Hannah was present at the death of Thomas Bradley’s wife on 7 October that year.  Her two daughters, Elizabeth and Mary, were living in the immediate neighbourhood: Elizabeth, aged 20 in 1851, was assistant to a pawnbroker in Southalls Lane; and Mary, 19, was servant to a glass and paint seller in Wolverhampton Street.

On the 1861 census, living at 172 St James’s Terrace:
William Hughes, aged 49, labourer in coal fields
Hannah, wife, aged 58, born Madeley
James, son, aged 14, labourer in coal fields, born Dudley
*John Bradley, grandson, aged 3, born Dudley
*illegitimate son of Elizabeth Bradley, born 18 Aug 1857, bap. St Thomas’s 14 July 1861. Elizabeth’s other illegitimate son was William Roberts Bradley, born 2 Nov 1860 – see below.

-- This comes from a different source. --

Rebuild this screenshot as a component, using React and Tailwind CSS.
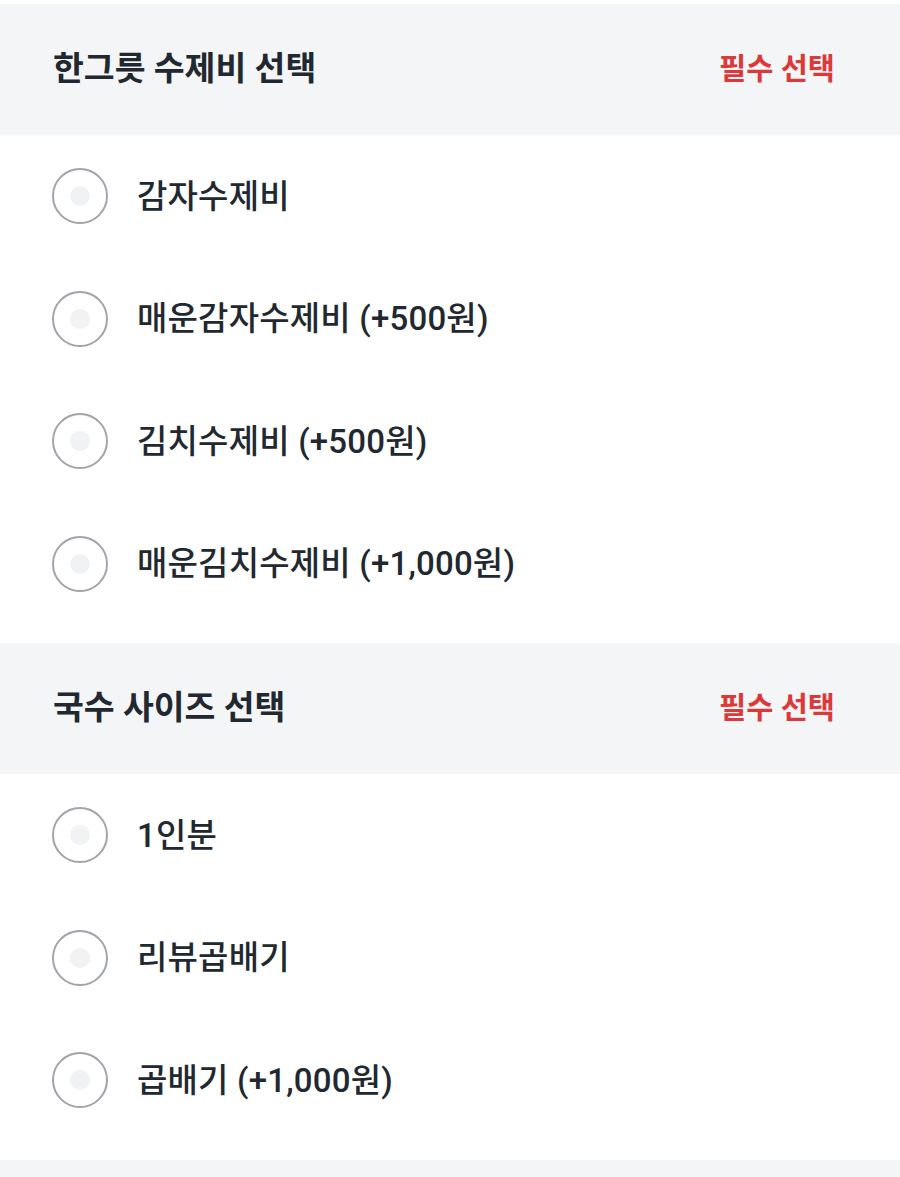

On the same census Hannah’s son Richard, 26, a miner, was living at Shaver’s End with his wife Mary, 29, who died in 1862. (Next door were living his sisters Ann Maria Davies and Elizabeth Bradley, with Elizabeth’s infant son William Roberts Bradley.) Richard subsequently married Betsey Blakemore at Dudley in 1864, and by 1881 he was living at Chesterfield, not far from Thomas Bradley’s sons, William and John, at 10 Brickyard Row, Sheffield Road:
Richard Bradley, aged 46, coal miner; born Dudley
Elizabeth, wife, aged 37, born Sorsby, Shrops (Shrewsbury?)
Mary, daughter, aged 13, scholar (domestic); born Dudley
Elizabeth, daughter, aged 11, scholar; born Newbold, Derbyshire
Fanny, daughter, aged 9, scholar; born Newbold
Hannah, aged 6, scholar, born Newbold
Ann M., daughter, aged 5, scholar; born Newbold
William, son, aged 2, born Newbold.

Lodging close by at Whittington was another member of the family, William Roberts Bradley, an unmarried coalminer, the illegitimate son of Elizabeth. His fellow lodger was Samuel Davies, aged 19, also from Dudley and a coal miner. Head of the household was Fred. Mettam, whose wife Hannah (née Davies), aged 27, was also a native of Dudley – Samuel and Hannah were William’s cousins, the children of his aunt Ann Maria (Bradley) who had married Samuel Davies snr in 1850.